Several Wheat Ridge Regional Center staff members have become legal guardians of residents who have no one else to look out for them. Mary Vigil, a nurse, is the guardian of James Castro, a 46-year-old man who has been at the center since he was three years old.

During the first wave of deinstitutionalization in the 1970s, James was sent to a nursing home. Vigil says the home, where James lived for eight years, isolated him from other residents. After the facility was shut down for substandard care, he became homeless and lived on the streets. In 1982 he wound up back at Wheat Ridge.

"Now he lives in a group home with seven other developmentally disabled people, and he's very happy," says Vigil. "There are quite a few people here with no family. The ones without parents would probably be the ones they send out [to the private homes]."

One resident discharged from Wheat Ridge in 1995 was rotated through 39 different placements before he wound up back in Wheat Ridge, Vigil says. "They wouldn't deal with him because he had so many needs."

James has needs, too: He suffers from seizures and must be placed on medication immediately after the onset of an attack. He has to be rolled over every two hours to prevent skin infections. James is also prone to ear infections and has bad teeth, and he panics when strangers touch his face; Vigil thinks he might try to punch a doctor or dentist he wasn't familiar with. He can't feed or bathe himself. And since James can't speak, he can't explain any of this to his providers.
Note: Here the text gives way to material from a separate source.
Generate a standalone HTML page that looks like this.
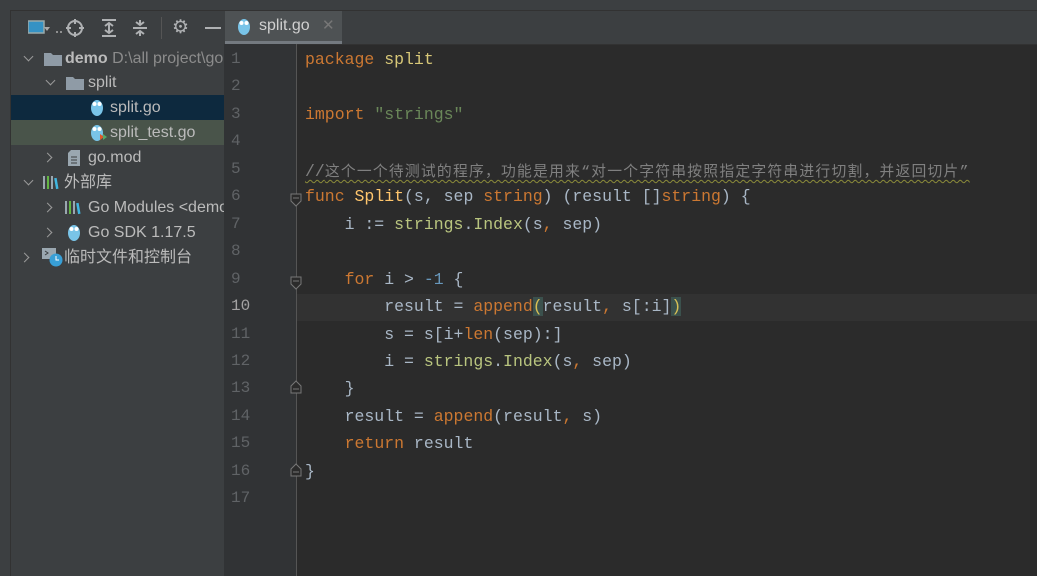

But James still knows what love is.

"When I come into the room, he recognizes my voice and brightens up and smiles," says Vigil. "I have a very good relationship with him. He loves to go to the movies and the Lone Star Steakhouse. He has a blast."

If the state moves ahead on Hammons's proposal, Vigil fears for James's future.

"James is probably one of the ones they're looking at placing in a private home," she says. "I'm just terrified over this."

So are aging parents of the developmentally disabled, who know that one day they won't be around to watch out for their children.

"I feel like we have a very caring staff, both in the group homes and the medical department," says Ruth Ridenour, whose son Ronald has lived in the state's Wheat Ridge center for 33 years. "It takes a special person to work in that environment. They're like a second family to him. I feel very free that there's no abuse. That means a great deal to me."

Her son loves ham radio and stock-car racing, says Ridenour, and he looks forward to the field trips that the home's residents frequently take. For a time, he was even able to work at King Soopers under supervision.

Ronald is 60 years old, and his mother is 81. She worries what will happen to her child after she's gone. If the state won't look after him, who will?

"My husband has been deceased for 25 years, and Ronald doesn't have sisters or brothers," says Ridenour. "I'd like to feel he has some security for the future."